Evolution of voids inAl+-implanted ZnO probed by a slow positron beam

Abstract

Undoped ZnO single crystals were implanted with aluminum ions up to a dose of ${10}^{15}{\mathrm{Al}}^{+}/{\mathrm{cm}}^2.$ Vacancy defects in the implanted layers were detected using positron lifetime and Doppler broadening measurements with slow positron beams. It shows that vacancy clusters, which are close to the size of ${\mathrm{V}}_8,$ are generated by implantation. Postimplantation annealing shows that the Doppler broadening S parameter increases in the temperature range from $200°\mathrm{C}$ to $600°\mathrm{C}$ suggesting further agglomeration of vacancy clusters to voids.
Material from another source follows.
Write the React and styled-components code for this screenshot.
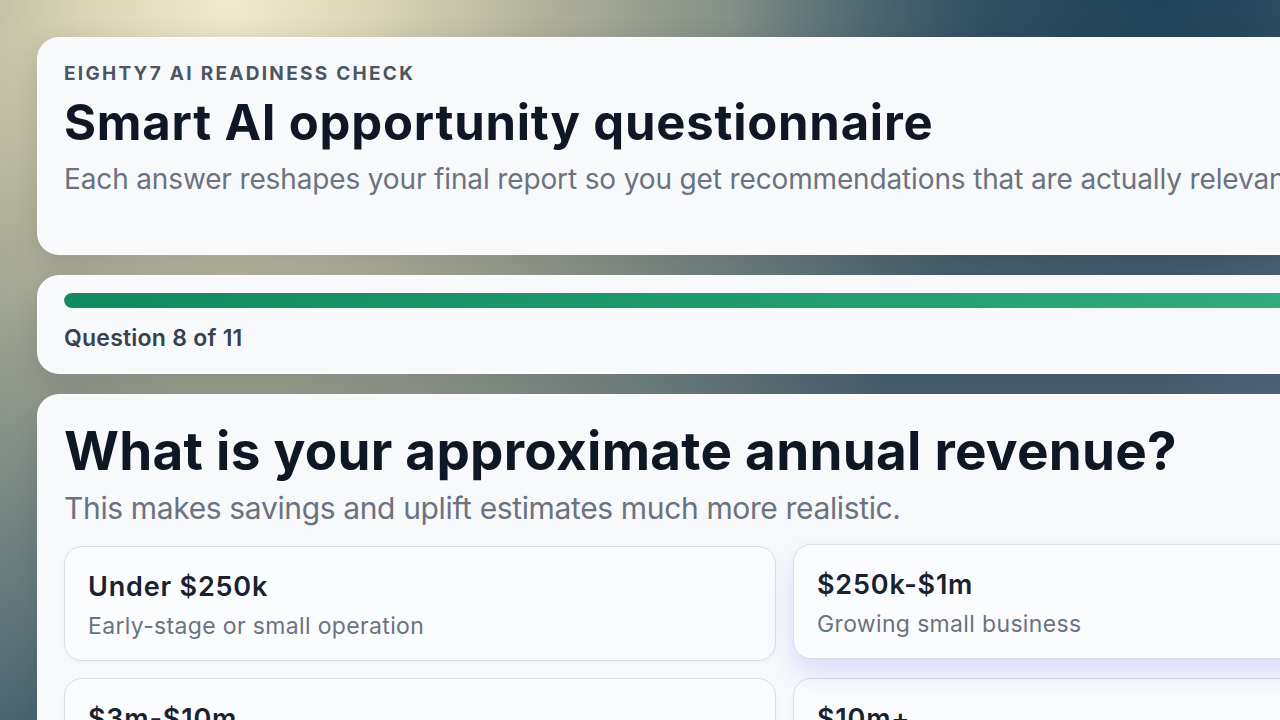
import React from "react";
import styled, {createGlobalStyle} from "styled-components";

const GlobalStyle = createGlobalStyle`
    html, body {
        margin: 0;
        padding: 0;
        overflow: hidden;
    }
    body {
        font-family: Inter, "Noto Sans", sans-serif;
        background: #4a6470;
    }
`;

const options = [
    {title: "Under $250k", desc: "Early-stage or small operation"},
    {title: "$250k-$1m", desc: "Growing small business", hovered: true},
    {title: "$3m-$10m", desc: "Established mid-sized company"},
    {title: "$10m+", desc: "Larger organisation"},
];

function App() {
    const current = 8;
    const total = 11;

    return (
        <>
            <GlobalStyle/>
            <Backdrop>
                <Page>
                    <Card $padBottom={55}>
                        <Eyebrow>Eighty7 AI readiness check</Eyebrow>
                        <Title>Smart AI opportunity questionnaire</Title>
                        <Lead>Each answer reshapes your final report so you get recommendations that are actually relevant to your business.</Lead>
                    </Card>

                    <Card $padTop={17} $padBottom={19}>
                        <Track>
                            <Fill style={{width: `${(current / total) * 100 + 18}%`}}/>
                        </Track>
                        <StepLabel>Question {current} of {total}</StepLabel>
                    </Card>

                    <Card $padTop={26} $padBottom={40}>
                        <Question>What is your approximate annual revenue?</Question>
                        <Lead $second>This makes savings and uplift estimates much more realistic.</Lead>
                        <Choices>
                            {options.map((option) => (
                                <Choice key={option.title} $hovered={option.hovered}>
                                    <ChoiceTitle>{option.title}</ChoiceTitle>
                                    <ChoiceDesc>{option.desc}</ChoiceDesc>
                                </Choice>
                            ))}
                        </Choices>
                    </Card>
                </Page>
            </Backdrop>
        </>
    );
}

const Backdrop = styled.div`
    width: 100vw;
    height: 100vh;
    overflow: hidden;
    background:
        radial-gradient(ellipse 430px 300px at 1160px 0px, rgba(28, 62, 84, 0.92) 0%, rgba(28, 62, 84, 0) 100%),
        radial-gradient(circle at 230px 0px,
            #f2ebcf 0px,
            #d9d4b6 150px,
            #b4b39c 300px,
            #8f988b 450px,
            #6d7f80 600px,
            #4a6470 760px,
            #4b6375 1000px,
            #5a7186 1200px);
`;

const Page = styled.div`
    width: 1569px;
    box-sizing: border-box;
    padding: 37px;
    display: flex;
    flex-direction: column;
    gap: 20px;
`;

const Card = styled.section`
    width: 1495px;
    box-sizing: border-box;
    padding: ${({$padTop}) => $padTop ?? 24}px 26px ${({$padBottom}) => $padBottom ?? 26}px;
    background: #f8f9fb;
    border: 1px solid rgba(255, 255, 255, 0.7);
    border-radius: 22px;
    box-shadow: 0 10px 30px rgba(15, 30, 45, 0.18);
`;

const Eyebrow = styled.div`
    font-size: 19px;
    line-height: 1.25;
    font-weight: 700;
    letter-spacing: 0.12em;
    text-transform: uppercase;
    color: #4b5563;
`;

const Title = styled.h1`
    margin: 9px 0 0;
    font-size: 49px;
    line-height: 1.15;
    font-weight: 700;
    letter-spacing: 0.016em;
    color: #0f1724;
`;

const Lead = styled.p`
    margin: ${({$second}) => ($second ? "6px" : "10px")} 0 0;
    font-size: ${({$second}) => ($second ? 30 : 28)}px;
    line-height: 1.35;
    font-weight: 400;
    letter-spacing: ${({$second}) => ($second ? "-0.012em" : "-0.005em")};
    color: #6b7280;
    white-space: nowrap;
`;

const Track = styled.div`
    height: 15px;
    border-radius: 999px;
    background: #e4e8ec;
    overflow: hidden;
`;

const Fill = styled.div`
    height: 100%;
    border-radius: 999px;
    background: linear-gradient(90deg, #128a5f 0%, #1f9a6d 50%, #36ad80 100%);
`;

const StepLabel = styled.div`
    margin-top: 16px;
    font-size: 23px;
    line-height: 1.3;
    font-weight: 600;
    letter-spacing: 0.01em;
    color: #374151;
`;

const Question = styled.h2`
    margin: 0;
    font-size: 53px;
    line-height: 1.15;
    font-weight: 700;
    letter-spacing: 0.005em;
    color: #0f1724;
`;

const Choices = styled.div`
    margin-top: 18px;
    display: grid;
    grid-template-columns: 1fr 1fr;
    gap: 17px;
`;

const Choice = styled.button`
    all: unset;
    box-sizing: border-box;
    display: flex;
    flex-direction: column;
    gap: 7px;
    min-height: 113px;
    padding: 23px 23px 18px;
    border-radius: 18px;
    border: 1px solid #d9dee5;
    background: #fbfcfe;
    cursor: pointer;
    transform: ${({$hovered}) => ($hovered ? "translateY(-2px)" : "none")};
    box-shadow: ${({$hovered}) =>
        $hovered ? "0 14px 30px rgba(99, 102, 241, 0.2)" : "0 2px 6px rgba(15, 23, 42, 0.03)"};
`;

const ChoiceTitle = styled.span`
    font-size: 27px;
    line-height: 1.25;
    font-weight: 600;
    letter-spacing: 0.03em;
    color: #1a2230;
`;

const ChoiceDesc = styled.span`
    font-size: 23px;
    line-height: 1.35;
    font-weight: 400;
    letter-spacing: 0.015em;
    color: #6b7280;
`;

export default App;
Detailed analyses of Doppler broadening spectra show formation of positronium after $600°\mathrm{C}$ annealing of the implanted samples with doses higher than ${10}^{14}{\mathrm{Al}}^{+}/{\mathrm{cm}}^2.$ Positron lifetime measurements further suggest that the void diameter is about 0.8 nm. The voids disappear and the vacancy concentration reaches the detection limit after annealing at $600–900°\mathrm{C}.$ Hall measurement shows that the implanted ${\mathrm{Al}}^{+}$ ions are fully activated with improved carrier mobility after final annealing. Cathodoluminescence measurements show that the ultraviolet luminescence is much stronger than the unimplanted state. These findings also suggest that the electrical and optical properties of ZnO become much better by ${\mathrm{Al}}^{+}$ implantation and subsequent annealing.